**AIM OF THE EXERCISE:**
Check each line of the material below, and copy it if it holds the string "screenshot".

— begin —

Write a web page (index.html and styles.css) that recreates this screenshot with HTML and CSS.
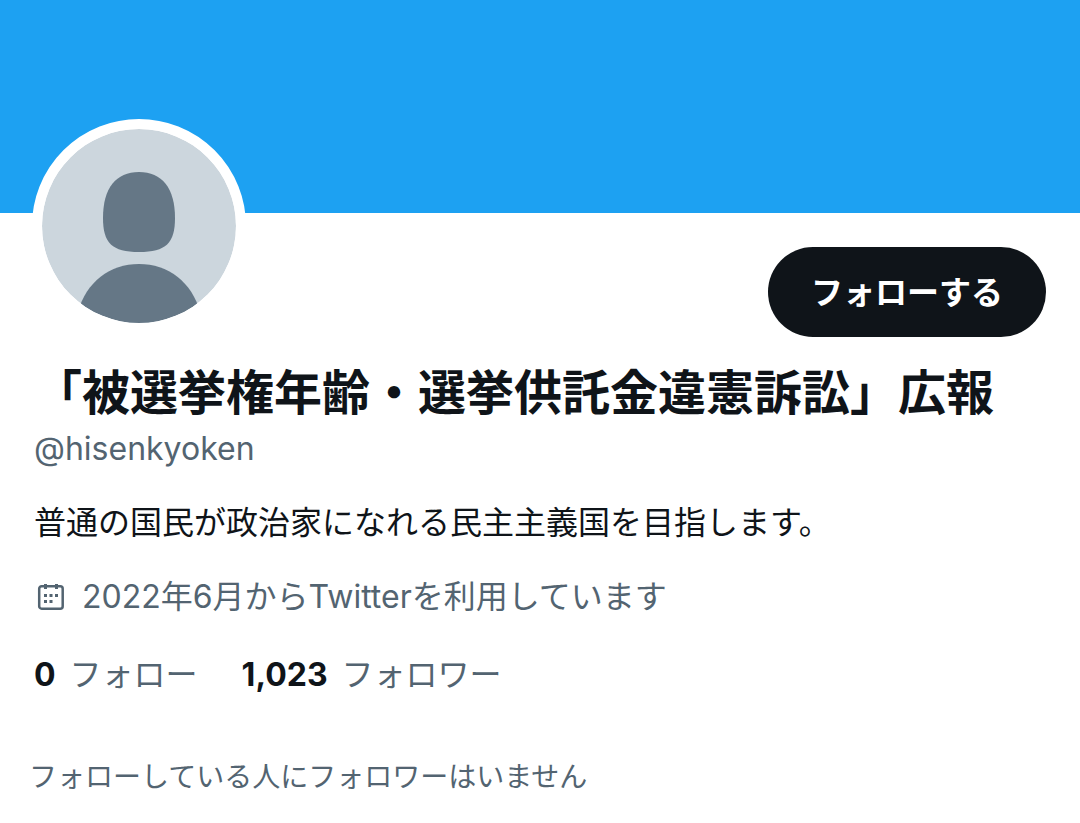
FILE: index.html
```html
<!DOCTYPE html>
<html lang="ja">
<head>
    <meta charset="UTF-8">
    <meta name="viewport" content="width=device-width, initial-scale=1.0">
    <title>profile</title>
    <link rel="stylesheet" href="styles.css">
</head>
<body>
    <div class="banner"></div>
    <div class="profile">
        <div class="top">
            <svg class="avatar" viewBox="0 0 194 194" role="img" aria-label="avatar">
                <defs>
                    <clipPath id="round"><circle cx="97" cy="97" r="97"/></clipPath>
                </defs>
                <g clip-path="url(#round)">
                    <rect width="194" height="194" fill="#ccd6dd"/>
                    <path fill="#657786" d="M97 43C120 43 133 59 133 89C133 114 124 123 97 123C70 123 61 114 61 89C61 59 74 43 97 43Z"/>
                    <path fill="#657786" d="M36 183C44 153 68 135 97 135C126 135 150 153 158 183V194H36Z"/>
                </g>
            </svg>
            <button class="follow" type="button">フォローする</button>
        </div>
        <h1 class="name">「被選挙権年齢・選挙供託金違憲訴訟」広報</h1>
        <p class="account">@hisenkyoken</p>
        <p class="bio">普通の国民が政治家になれる民主主義国を目指します。</p>
        <p class="joined">
            <svg class="calendar" viewBox="0 0 32 32" aria-hidden="true">
                <rect x="5.2" y="5.2" width="23.5" height="22.5" rx="2.5" fill="none" stroke="#536471" stroke-width="2.5"/>
                <path d="M11.5 3V8M22.5 3V8" stroke="#536471" stroke-width="3"/>
                <path d="M10 13h3v3h-3zM15.500 13h3v3h-3zM21 13h3v3h-3zM10 19h3v3h-3zM15.500 19h3v3h-3z" fill="#536471"/>
            </svg>
            <span>2022年6月からTwitterを利用しています</span>
        </p>
        <div class="counts">
            <a href="#"><b>0</b>フォロー</a>
            <a href="#"><b>1,023</b>フォロワー</a>
        </div>
        <p class="known">フォローしている人にフォロワーはいません</p>
    </div>
</body>
</html>
```
FILE: styles.css
```css
body, h1, p{
    margin: 0;
    padding: 0;
}
body{
    background: #fff;
    color: #0f1419;
    font-family: Inter, "Noto Sans CJK JP", sans-serif;
    font-size: 32px;
}
.banner{
    height: 213px;
    background: #1da1f2;
}
.profile{
    padding: 0 34px;
}
.top{
    display: flex;
    justify-content: space-between;
    align-items: flex-end;
    margin-top: -94px;
}
.avatar{
    width: 194px;
    height: 194px;
    margin-left: -2px;
    border: 10px solid #fff;
    border-radius: 50%;
    background: #fff;
}
.follow{
    height: 90px;
    padding: 0 43px 4px;
    margin-bottom: -4px;
    border: none;
    border-radius: 45px;
    background: #0f1419;
    color: #fff;
    font-family: inherit;
    font-size: 32px;
    font-weight: bold;
    cursor: pointer;
}
.name{
    margin-top: 32px;
    font-size: 48px;
    line-height: 56px;
    font-weight: bold;
}
.account{
    margin-top: 8px;
    line-height: 40px;
    color: #536471;
}
.bio{
    margin-top: 34px;
    line-height: 40px;
}
.joined{
    display: flex;
    align-items: center;
    gap: 16px;
    margin-top: 34px;
    line-height: 40px;
    color: #536471;
}
.calendar{
    width: 32px;
    height: 32px;
}
.counts{
    display: flex;
    gap: 44px;
    margin-top: 38px;
    line-height: 40px;
}
.counts a{
    color: #536471;
    text-decoration: none;
}
.counts b{
    margin-right: 14px;
    color: #0f1419;
}
.known{
    margin-top: 62px;
    margin-left: -5px;
    font-size: 28px;
    line-height: 40px;
    color: #536471;
}
```
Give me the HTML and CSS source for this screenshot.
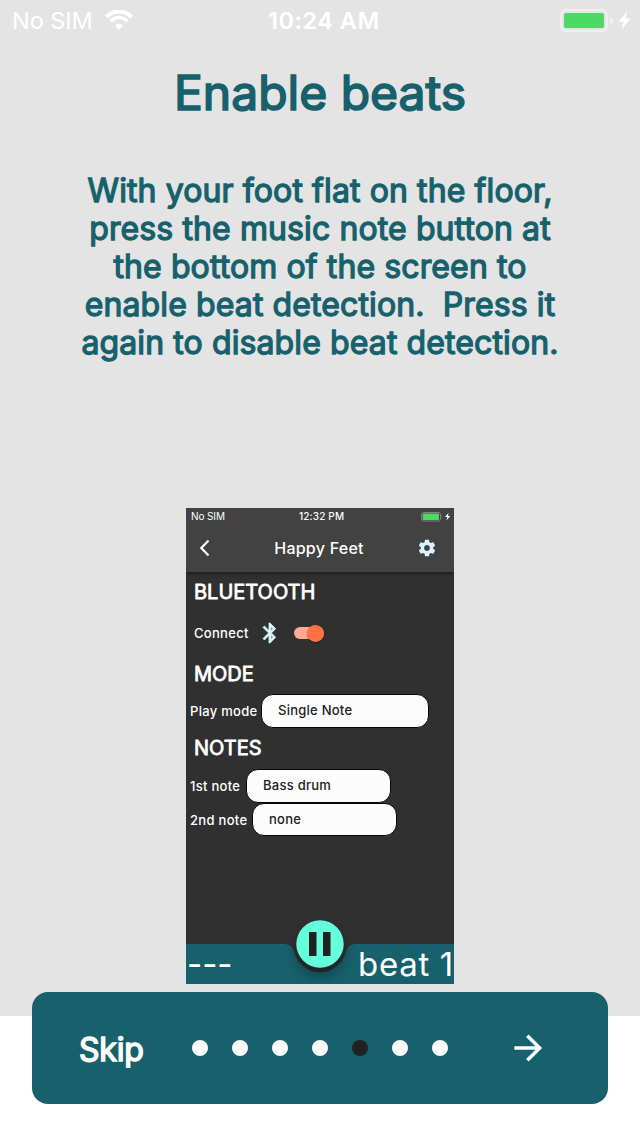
FILE: index.html
```html
<!DOCTYPE html>
<html lang="en">
<head>
<meta charset="utf-8">
<title>Enable beats</title>
<link rel="stylesheet" href="styles.css">
</head>
<body>
<main class="page">
  <header class="status">
    <span class="carrier">No SIM</span>
    <svg class="wifi" width="28" height="20" viewBox="0 0 28 20"><path d="M1.200 6.900Q14-4.300 26.800 6.900" fill="none" stroke="#fff" stroke-width="4"/><path d="M5.600 11.200Q14 3.900 22.400 11.200" fill="none" stroke="#fff" stroke-width="3.500"/><path d="M9.700 15.500Q14 11.900 18.300 15.500L14 19.800Z" fill="#fff"/></svg>
    <span class="clock">10:24 AM</span>
    <svg class="battery" width="72" height="24" viewBox="0 0 72 24"><rect x="1" y="1" width="46" height="21" rx="5" fill="none" stroke="#efefef" stroke-width="2"/><rect x="4" y="4" width="40" height="15" rx="2" fill="#4cd964"/><path d="M50 8q3 1 3 4t-3 4z" fill="#f0f0f0"/><path d="M67.500 2L58.500 12.500H63.500L61.500 20.500L70.500 9.500H65.500Z" fill="#fff"/></svg>
  </header>
  <h1 class="title">Enable beats</h1>
  <p class="copy">With your foot flat on the floor,<br>press the music note button at<br>the bottom of the screen to<br>enable beat detection.&nbsp; Press it<br>again to disable beat detection.</p>
  <section class="phone">
    <div class="appbar">
      <div class="mini-status">
        <span class="mini-carrier">No SIM</span>
        <span class="mini-clock">12:32 PM</span>
        <svg class="mini-battery" width="30" height="10" viewBox="0 0 30 10"><rect x=".5" y=".5" width="19" height="8.500" rx="2" fill="none" stroke="#828282"/><rect x="1.700" y="1.500" width="16.300" height="6.500" rx=".6" fill="#4cd964"/><path d="M21 3.200q1.400 1.500 0 3z" fill="#828282"/><path d="M27.500.8L24 5H26.300L25.400 8.600L29.300 4.100H27Z" fill="#fff"/></svg>
      </div>
      <div class="toolbar">
        <svg class="back" width="12" height="18" viewBox="0 0 12 18"><path d="M10.500 1.500L3.300 9L10.500 16.500" fill="none" stroke="#fff" stroke-width="2.200"/></svg>
        <h2 class="app-title">Happy Feet</h2>
        <svg class="gear" width="20" height="20" viewBox="0 0 24 24"><path fill="#d8f4fb" d="M19.430 12.980c.04-.32.07-.64.07-.98s-.03-.66-.07-.98l2.110-1.650c.19-.15.24-.42.12-.64l-2-3.460c-.12-.22-.39-.3-.61-.22l-2.490 1c-.52-.4-1.080-.73-1.690-.98l-.38-2.650C14.460 2.180 14.250 2 14 2h-4c-.25 0-.46.18-.49.42l-.38 2.650c-.61.25-1.170.59-1.690.98l-2.490-1c-.23-.09-.49 0-.61.22l-2 3.460c-.13.22-.07.49.12.64l2.110 1.650c-.04.32-.07.65-.07.98s.03.66.07.98l-2.110 1.650c-.19.15-.24.42-.12.64l2 3.460c.12.22.39.3.61.22l2.490-1c.52.4 1.080.73 1.690.98l.38 2.650c.03.24.24.42.49.42h4c.25 0 .46-.18.49-.42l.38-2.650c.61-.25 1.170-.59 1.690-.98l2.490 1c.23.09.49 0 .61-.22l2-3.460c.12-.22.07-.49-.12-.64l-2.110-1.650zM12 15.500c-1.930 0-3.500-1.570-3.500-3.500s1.570-3.500 3.500-3.500 3.500 1.570 3.500 3.500-1.570 3.500-3.500 3.500z"/></svg>
      </div>
    </div>
    <div class="settings">
      <h3 class="group bt">BLUETOOTH</h3>
      <div class="connect">
        <span class="label">Connect</span>
        <svg class="bluetooth" width="24" height="24" viewBox="0 0 24 24"><path fill="#d8f4fb" stroke="#d8f4fb" stroke-width=".8" d="M17.710 7.710L12 2h-1v7.590L6.410 5 5 6.410 10.590 12 5 17.590 6.410 19 11 14.410V22h1l5.710-5.710L13.410 12l4.300-4.290zM13 5.830l1.880 1.880L13 9.590V5.830zm1.880 10.460L13 18.170v-3.760l1.880 1.880z"/></svg>
        <span class="switch"><span class="knob"></span></span>
      </div>
      <h3 class="group mode">MODE</h3>
      <div class="field play"><span class="label">Play mode</span><span class="select">Single Note</span></div>
      <h3 class="group notes">NOTES</h3>
      <div class="field first"><span class="label">1st note</span><span class="select">Bass drum</span></div>
      <div class="field second"><span class="label">2nd note</span><span class="select">none</span></div>
    </div>
    <div class="beatbar">
      <svg class="notch" width="268" height="90" viewBox="0 0 268 90"><defs><filter id="soft" x="-50%" y="-50%" width="200%" height="200%"><feGaussianBlur stdDeviation="7"/></filter></defs><path d="M0 50H98C105 50 107 54 108.500 59A26.500 26.500 0 0 0 159.500 59C161 54 163 50 170 50H268V90H0Z" fill="#17616d"/><circle cx="134" cy="59" r="23" fill="#000" opacity=".32" filter="url(#soft)"/><path d="M107.500 50A26.700 26.700 0 0 0 160.500 50Z" fill="#292929"/><circle cx="134" cy="50" r="23.700" fill="#64ffda"/><path d="M123 38h7.500v24H123zM137 38h7.500v24H137z" fill="#212121"/></svg>
      <span class="dashes">---</span><span class="count">beat 1</span>
    </div>
  </section>
  <nav class="pager">
    <span class="skip">Skip</span>
    <div class="dots"><i class="dot"></i><i class="dot"></i><i class="dot"></i><i class="dot"></i><i class="dot active"></i><i class="dot"></i><i class="dot"></i></div>
    <svg class="next" width="30" height="30" viewBox="0 0 30 30"><path d="M1.300 15H26M14.300 2.700L26.600 15L14.300 27.300" fill="none" stroke="#fff" stroke-width="3.500"/></svg>
  </nav>
</main>
</body>
</html>
```
FILE: styles.css
```css
* { box-sizing: border-box; }
body { margin: 0; background: #fff; font-family: Inter, "Liberation Sans", sans-serif; }
h1, h2, h3, p { margin: 0; font-weight: 400; }
svg { display: block; flex: none; }
.page { display: flex; flex-direction: column; align-items: center; width: 640px; height: 1136px; background: linear-gradient(#e4e4e4 1016px, #fff 1016px); }
.status { display: flex; align-items: flex-start; width: 640px; height: 40px; padding-left: 12px; color: #fff; white-space: nowrap; }
.carrier { width: 93px; font-size: 23.500px; line-height: 41px; letter-spacing: -.05px; }
.wifi { margin-top: 10px; }
.clock { width: 291px; padding-left: 135px; font-size: 23.500px; line-height: 41px; font-weight: 600; letter-spacing: .5px; }
.battery { margin: 9px 0 0 136px; }
.title { height: 58px; margin-top: 24px; font-size: 48px; line-height: 58px; color: #17616d; -webkit-text-stroke: 1.700px #17616d; white-space: nowrap; }
.copy { height: 190px; margin-top: 50px; font-size: 32px; line-height: 38px; letter-spacing: .11px; color: #17616d; text-align: center; white-space: nowrap; -webkit-text-stroke: 1.300px #17616d; }
.phone { width: 268px; height: 476px; margin-top: 146px; background: #303030; color: #fff; white-space: nowrap; overflow: hidden; }
.appbar { height: 64px; background: #424242; box-shadow: 0 1px 4px rgba(0,0,0,.5); }
.mini-status { display: flex; height: 17px; padding-left: 5px; line-height: 17px; font-size: 10px; }
.mini-carrier { width: 108px; letter-spacing: -.1px; }
.mini-clock { width: 122px; font-weight: 500; letter-spacing: .15px; }
.mini-battery { margin-top: 4px; }
.toolbar { display: flex; align-items: center; height: 46px; padding: 0 17px 0 12px; }
.app-title { flex: 1; text-align: center; padding-left: 11px; font-size: 16px; font-weight: 500; letter-spacing: .25px; }
.settings { height: 372px; padding-top: 8px; }
.group { height: 24px; padding-left: 8px; font-size: 20px; line-height: 24px; -webkit-text-stroke: .8px #fff; }
.connect { display: flex; align-items: center; height: 24px; margin-top: 17px; padding-left: 8px; }
.label { font-size: 13px; font-weight: 500; letter-spacing: .3px; line-height: 14px; }
.connect .label { width: 64px; }
.switch { display: flex; justify-content: flex-end; align-items: center; width: 30px; height: 12px; margin-left: 12px; border-radius: 6px; background: #ffab91; }
.knob { width: 17px; height: 17px; border-radius: 50%; background: #ff7043; box-shadow: 0 1px 2px rgba(0,0,0,.35); }
.mode { margin-top: 17px; }
.field { display: flex; align-items: center; height: 34px; padding-left: 4px; }
.play { margin-top: 8px; }
.play .label { width: 71px; }
.play .select { width: 168px; }
.notes { margin-top: 8px; }
.first { margin-top: 9px; }
.first .label { width: 56px; }
.second { height: 33px; }
.second .label { width: 62px; }
.select { width: 145px; height: 34px; padding-left: 16px; border: 1px solid #050505; border-radius: 12px; background: #fcfcfc; color: #212121; font-size: 13px; font-weight: 500; line-height: 31px; letter-spacing: .25px; }
.second .select { height: 33px; line-height: 30px; }
.beatbar { position: relative; display: flex; justify-content: space-between; height: 40px; padding-left: 1px; font-size: 33px; line-height: 41px; }
.notch { position: absolute; left: 0; bottom: 0; }
.dashes, .count { position: relative; }
.count { letter-spacing: .7px; }
.pager { display: flex; align-items: center; width: 576px; height: 112px; margin-top: 8px; padding-left: 47px; border-radius: 16px; background: #17616d; }
.skip { width: 113px; padding-top: 4px; font-size: 32px; line-height: 38px; letter-spacing: -.2px; color: #fcfcfc; -webkit-text-stroke: 1.500px #fcfcfc; }
.dots { display: flex; gap: 24px; }
.dot { width: 16px; height: 16px; border-radius: 50%; background: #fcfcfc; }
.active { background: #212121; }
.next { margin-left: 65px; }
```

— end —

**IN RESPONSE:**
Write a web page (index.html and styles.css) that recreates this screenshot with HTML and CSS.
Give me the HTML and CSS source for this screenshot.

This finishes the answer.